The Heritage Center is the part of the campus that is open year round and is actually climate controlled.  We were a little surprised to find out there was no heating or cooling system in the other barns.  The temperature was pushing the mid-90’s on our visit and some of the barns, especially the upstairs, was a little warm.  There was a pretty nice breeze though, so it wasn’t  nearly as bad as it could have been.  Since the Heritage Center had A/C, we decided to come back to that one after we saw everything else.

Our first stop took us past George & Sally’s Blue Moon Diner to the Carriage House which houses the Cadillac’s and Lasalle’s.  This is where my dad got his first glimpse of what this museum actually had to offer.  The beautifully restored cars were behind a velvet rope in an equally beautifully restored barn.

After a quick trip through the Carriage House, we headed over to the Shell Station.  Lots in here for both of my parents.  We played for quite a while with an old cash register.  My mom told us stories about how she used one almost exactly like that working in her parents restaurant growing up.

The next stop was the motorcycle barn.  The barn had a number of old Harley-Davidson and Indian bikes as well as some newer foreign models (BMW included) and some historic racing bikes.  J was amazed by some of the early motorcycles which were nothing more than a bicycle with a motor attached to it.

The fourth barn on our tour was the Disney Movie Set/Pedal Car barn.  This was another one my mom really enjoyed because she remembered having a car just like a couple on display.  This whole collection was donated from a private collector from Allegan after he passed away.

The other part of this exhibit is part of a movie set from the Disney movie The Gnome-Mobile.  While it’s called one of Disney’s better comedy-fantasy films, I had actually never heard of it.  The story is about an executive at a timber trading company who travels to the forest with his grand daughter who finds a gnome looking for other gnomes.  In order to film the regular size actors as gnomes, they recreated a 1930 Rolls-Royce Phantom II interior at a much larger scale.  That huge car interior is what is on display at Gilmore.

Next up was the Campania Barn.  This late 1800’s barn has quite a story itself.  It was on the farm of a mint farmer in Fennville that sold spearmint and peppermint oil to P. J. Wrigley in Chicago.  The five story barn is home to The Tucker Historical Collection.  The first floor also shares space with other cars of the 1940’s.  The upper level features cars of the 1930’s.

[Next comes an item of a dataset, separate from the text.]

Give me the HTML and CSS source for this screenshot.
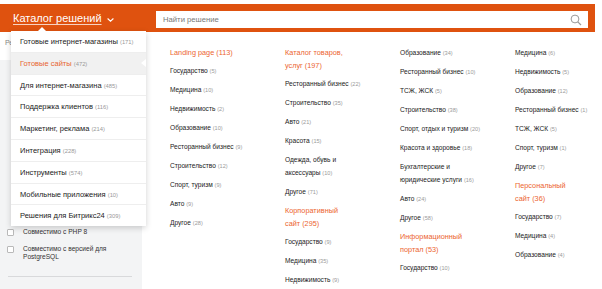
FILE: index.html
```html
<!DOCTYPE html>
<html lang="ru">
<head>
  <meta charset="UTF-8">
  <title>Каталог решений</title>
  <link rel="stylesheet" href="styles.css">
</head>
<body>
  <!-- Top bar -->
  <header class="topbar">
    <div class="catalog-toggle">
      <span class="catalog-title">Каталог решений</span>
      <svg class="chevron" width="7" height="4" viewBox="0 0 7 4"><path d="M0.6 0.5 L3.5 3.2 L6.4 0.5" fill="none" stroke="#fff" stroke-width="1.1"/></svg>
    </div>
    <div class="search">
      <input type="text" class="search-input" placeholder="Найти решение">
      <svg class="search-icon" width="12" height="12" viewBox="0 0 12 12"><circle cx="5" cy="5" r="3.9" fill="none" stroke="#9a9a9a" stroke-width="1"/><path d="M7.8 7.8 L11 11" stroke="#9a9a9a" stroke-width="1.2"/></svg>
    </div>
  </header>

  <div class="page">
    <!-- Sidebar with filters -->
    <aside class="sidebar">
      <div class="sidebar-head">Рейтинг</div>
      <div class="filters">
        <label class="filter-item"><span class="checkbox"></span>Совместимо с PHP 8</label>
        <label class="filter-item"><span class="checkbox"></span>Совместимо с версией для PostgreSQL</label>
        <div class="filters-line"></div>
      </div>
    </aside>

    <!-- Categories -->
    <main class="catalog">
      <div class="catalog-col">
        <div class="cat-title">Landing page <span>(113)</span></div>
        <div class="cat-item">Государство <span>(5)</span></div>
        <div class="cat-item">Медицина <span>(10)</span></div>
        <div class="cat-item">Недвижимость <span>(2)</span></div>
        <div class="cat-item">Образование <span>(10)</span></div>
        <div class="cat-item">Ресторанный бизнес <span>(9)</span></div>
        <div class="cat-item">Строительство <span>(12)</span></div>
        <div class="cat-item">Спорт, туризм <span>(9)</span></div>
        <div class="cat-item">Авто <span>(9)</span></div>
        <div class="cat-item">Другое <span>(28)</span></div>
      </div>
      <div class="catalog-col">
        <div class="cat-title">Каталог товаров, услуг <span>(197)</span></div>
        <div class="cat-item">Ресторанный бизнес <span>(22)</span></div>
        <div class="cat-item">Строительство <span>(35)</span></div>
        <div class="cat-item">Авто <span>(21)</span></div>
        <div class="cat-item">Красота <span>(15)</span></div>
        <div class="cat-item">Одежда, обувь и аксессуары <span>(10)</span></div>
        <div class="cat-item">Другое <span>(71)</span></div>
        <div class="cat-title">Корпоративный сайт <span>(295)</span></div>
        <div class="cat-item">Государство <span>(9)</span></div>
        <div class="cat-item">Медицина <span>(35)</span></div>
        <div class="cat-item">Недвижимость <span>(9)</span></div>
      </div>
      <div class="catalog-col">
        <div class="cat-item">Образование <span>(34)</span></div>
        <div class="cat-item">Ресторанный бизнес <span>(10)</span></div>
        <div class="cat-item">ТСЖ, ЖСК <span>(5)</span></div>
        <div class="cat-item">Строительство <span>(38)</span></div>
        <div class="cat-item">Спорт, отдых и туризм <span>(20)</span></div>
        <div class="cat-item">Красота и здоровье <span>(18)</span></div>
        <div class="cat-item">Бухгалтерские и юридические услуги <span>(16)</span></div>
        <div class="cat-item">Авто <span>(24)</span></div>
        <div class="cat-item">Другое <span>(58)</span></div>
        <div class="cat-title">Информационный портал <span>(53)</span></div>
        <div class="cat-item">Государство <span>(10)</span></div>
      </div>
      <div class="catalog-col">
        <div class="cat-item">Медицина <span>(6)</span></div>
        <div class="cat-item">Недвижимость <span>(5)</span></div>
        <div class="cat-item">Образование <span>(12)</span></div>
        <div class="cat-item">Ресторанный бизнес <span>(1)</span></div>
        <div class="cat-item">ТСЖ, ЖСК <span>(5)</span></div>
        <div class="cat-item">Спорт, туризм <span>(1)</span></div>
        <div class="cat-item">Другое <span>(7)</span></div>
        <div class="cat-title">Персональный сайт <span>(36)</span></div>
        <div class="cat-item">Государство <span>(7)</span></div>
        <div class="cat-item">Медицина <span>(4)</span></div>
        <div class="cat-item">Образование <span>(4)</span></div>
      </div>
    </main>

    <!-- Dropdown menu -->
    <nav class="dropdown">
      <a class="dropdown-item">Готовые интернет-магазины <span>(171)</span></a>
      <a class="dropdown-item active">Готовые сайты <span>(472)</span></a>
      <a class="dropdown-item">Для интернет-магазина <span>(485)</span></a>
      <a class="dropdown-item">Поддержка клиентов <span>(116)</span></a>
      <a class="dropdown-item">Маркетинг, реклама <span>(214)</span></a>
      <a class="dropdown-item">Интеграция <span>(228)</span></a>
      <a class="dropdown-item">Инструменты <span>(574)</span></a>
      <a class="dropdown-item">Мобильные приложения <span>(10)</span></a>
      <a class="dropdown-item">Решения для Битрикс24 <span>(309)</span></a>
    </nav>
  </div>
</body>
</html>
```

FILE: styles.css
```css
/* General */
body {
  margin: 0;
  font-family: "Liberation Sans", Arial, sans-serif;
  color: #333;
  background: #fff;
  overflow: hidden;
}

/* Top bar */
.topbar {
  display: flex;
  margin-top: 4px;
  width: 595px;
  height: 28px;
  background: #df520f;
}

.catalog-toggle {
  display: flex;
  align-items: center;
  width: 156px;
  height: 16px;
  padding: 5px 0 0 13px;
  margin-top: 4px;
  box-sizing: border-box;
}

.catalog-title {
  color: #fff;
  font-size: 11px;
  line-height: 13px;
  text-decoration: underline;
  text-decoration-color: rgba(255, 255, 255, 0.75);
  text-underline-offset: 2px;
}

.chevron {
  margin-left: 5px;
  margin-top: 2px;
}

.search {
  display: flex;
  align-items: center;
  margin-top: 7px;
  width: 432px;
  height: 17px;
  background: #fff;
  padding: 0 6px 0 7px;
  box-sizing: border-box;
}

.search-input {
  flex: 1;
  border: none;
  outline: none;
  padding: 0;
  font-family: inherit;
  font-size: 7.7px;
  color: #333;
}

.search-input::placeholder {
  color: #777;
}

/* Page */
.page {
  position: relative;
  display: flex;
  height: 257px;
}

.sidebar {
  display: flex;
  flex-direction: column;
  width: 142px;
  flex: none;
}

.sidebar-head {
  height: 28px;
  padding: 7px 0 0 5px;
  box-sizing: border-box;
  font-size: 7px;
  color: #888;
}

.filters {
  flex: 1;
  background: #f3f4f5;
  padding: 168px 10px 0 7px;
}

.filter-item {
  display: flex;
  align-items: flex-start;
  font-size: 6.6px;
  line-height: 8.5px;
  color: #333;
  margin-bottom: 8px;
  padding-right: 20px;
}

.checkbox {
  flex: none;
  width: 5px;
  height: 5px;
  margin: 1px 9px 0 0;
  border: 1px solid #b9b9b9;
  border-radius: 1px;
  background: #fff;
}

.filters-line {
  margin-top: 14px;
  margin-left: 1px;
  border-top: 1px solid #d8d9db;
}

/* Categories */
.catalog {
  flex: 1;
  display: flex;
  padding: 14px 0 0 28px;
}

.catalog-col {
  width: 115px;
  flex: none;
}

.cat-title {
  max-width: 66px;
  font-size: 7.3px;
  line-height: 13px;
  color: #ec6530;
  margin-bottom: 5px;
}

.cat-item {
  max-width: 88px;
  font-size: 6.6px;
  line-height: 13px;
  color: #222;
  margin-bottom: 6px;
}

.cat-item span {
  font-size: 5.6px;
  line-height: 0;
  color: #9a9a9a;
}

/* Dropdown menu */
.dropdown {
  position: absolute;
  left: 11px;
  top: -1px;
  width: 135px;
  background: #fff;
  box-shadow: 0 2px 6px rgba(0, 0, 0, 0.18);
}

.dropdown::before {
  content: "";
  position: absolute;
  left: 27px;
  top: -4px;
  border-left: 4px solid transparent;
  border-right: 4px solid transparent;
  border-bottom: 4px solid #fff;
}

.dropdown-item {
  position: relative;
  display: block;
  height: 20.8px;
  line-height: 21px;
  padding-left: 9px;
  font-size: 7.5px;
  color: #222;
  border-bottom: 1px solid #eeeeee;
}

.dropdown-item:last-child {
  border-bottom: none;
}

.dropdown-item span {
  font-size: 5.8px;
  line-height: 0;
  color: #999;
}

.dropdown-item.active {
  background: #f1f1f1;
  color: #e8652f;
}

.dropdown-item.active::after {
  content: "";
  position: absolute;
  right: 0;
  top: 6px;
  border-top: 4px solid transparent;
  border-bottom: 4px solid transparent;
  border-right: 5px solid #fff;
}
```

From there, we went to probably my favorite part of the museum, the Pierce-Arrow Museum.  The Pierce-Arrow’s were the luxury cars of the days and the company went in to bankruptcy during the Great Depression because they refused to offer a lower priced car.  My absolute favorite car on the entire Gilmore campus is an unrestored 1931 Pierce-Arrow Model 41 Limousine.  Only two of these cars were ever made and both were for an “eccentric millionaire” bachelor in Massachusetts.  This incredible car shows some wear as the original factory paint is starting to peel, but that just adds to it’s charm.

Only three barns left at this point.  The next one up was the Classic Car Club of America Museum.  There are several different classic cars in this barn as well as a full collection of “mascots.”  The barn itself is named The Barrett Barn after Thomas W. Barrett III, founder of the Barrett Jackson Auction of Scottsdale, AZ.

Next stop was a quick one.  It’s the scale replica of a small town train station that holds the Automotive Mascot/Hood Ornament collection.  The depot is a scale replica of the train/bus depot in Marshall.

Last stop was back in the Heritage Center.  J took L to go change her diaper only to find a bathroom with no changing table.  There wasn’t even really anyplace to set the kid down to change her, so she took the keys from me and headed back to the car to feed and change the baby while we checked out the last display area.

The Heritage Center leads in to the Steam Barn and it’s Annexes.  This display area is the largest on the campus.  In addition to the classic cars and steam cars, it hosts the muscle car collection and stock car collection.  Being race fans, my dad and I spent a little extra time in the stock car area.  It’s amazing to see how NASCAR has progressed from the days of Ned Jarrett to today.

The Gilmore Car Museum is one of Southwest Michigan’s treasures.  This place is a classic car lovers dream.  I’m not a huge car guy, but I love walking around reading the history of all the immaculately restored cars…some over 100 years old.  The Gilmore is a must visit for both locals and tourists.